At four hours into the delay, an announcement was made that the game would restart at 8:10 p.m. ET — weather permitting. The grounds crew pulled the tarp at 7:45 p.m. and the 500 or so fans left from the announced crowd of 17,809 rejoiced in celebration, though there was only one concession stand open for them to use.
With neither starter coming back in after the delay, big lefty Sam Hentges replaced Quantrill, inheriting a minor mess with Haniger on second, Suarez on first and Frazier in the batter’s box with an 0-1 count.
At 8:12 p.m., Hentges fired his first pitch that hit Frazier, who was trying to bunt, between his shoulder blades.
With no outs and the bases loaded, Crawford’s ground ball to shortstop was turned into a double play up the middle but allowed a run to score for a 3-1 lead in the fourth.
Using his relievers inning by inning after Kirby, Servais brought in Diego Castillo in the seventh inning.

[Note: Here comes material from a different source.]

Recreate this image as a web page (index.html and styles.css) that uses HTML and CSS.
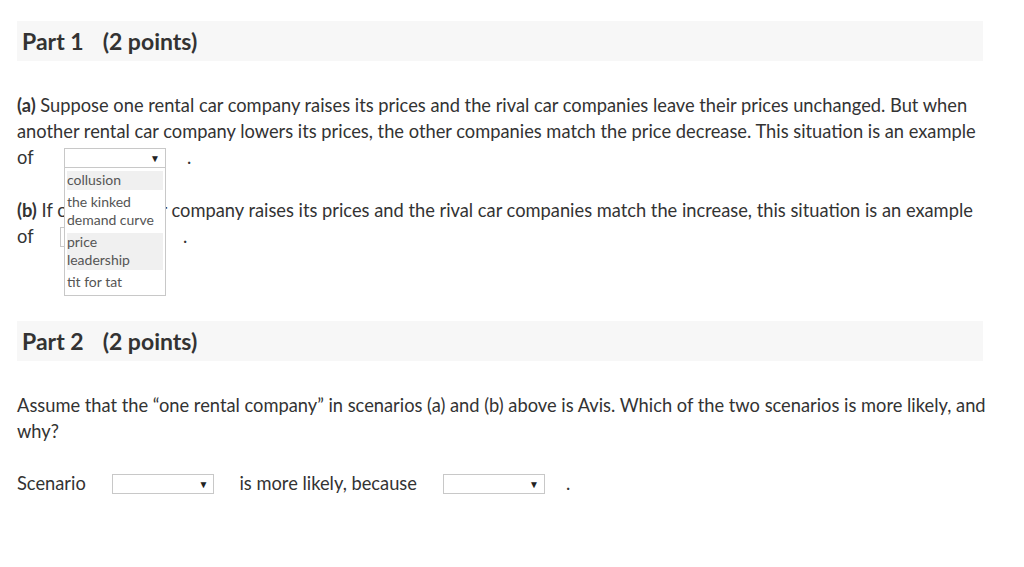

Andres Gimenez worked a leadoff walk, stole second easily and scored on Austin Hedges infield single that Crawford couldn’t make a play on.
Cleveland tied the game in the eighth inning. Amed Rosario snapped an 0-for-12 streak, leading off with a single off Erik Swanson. He stole second and advanced to third when Suarez misplayed the throw from Curt Casali, allowing Rosario to advance to third. Rosario should’ve scored on Naylor’s high chopper that Swanson calmly gloved and fired to first base.
With two outs, Servais called on Paul Sewald to face right-handed hitting Oscar Gonzalez. The move didn’t yield expected results with Gonzalez dumping a single into left to score Rosario and tie the game at 3-3.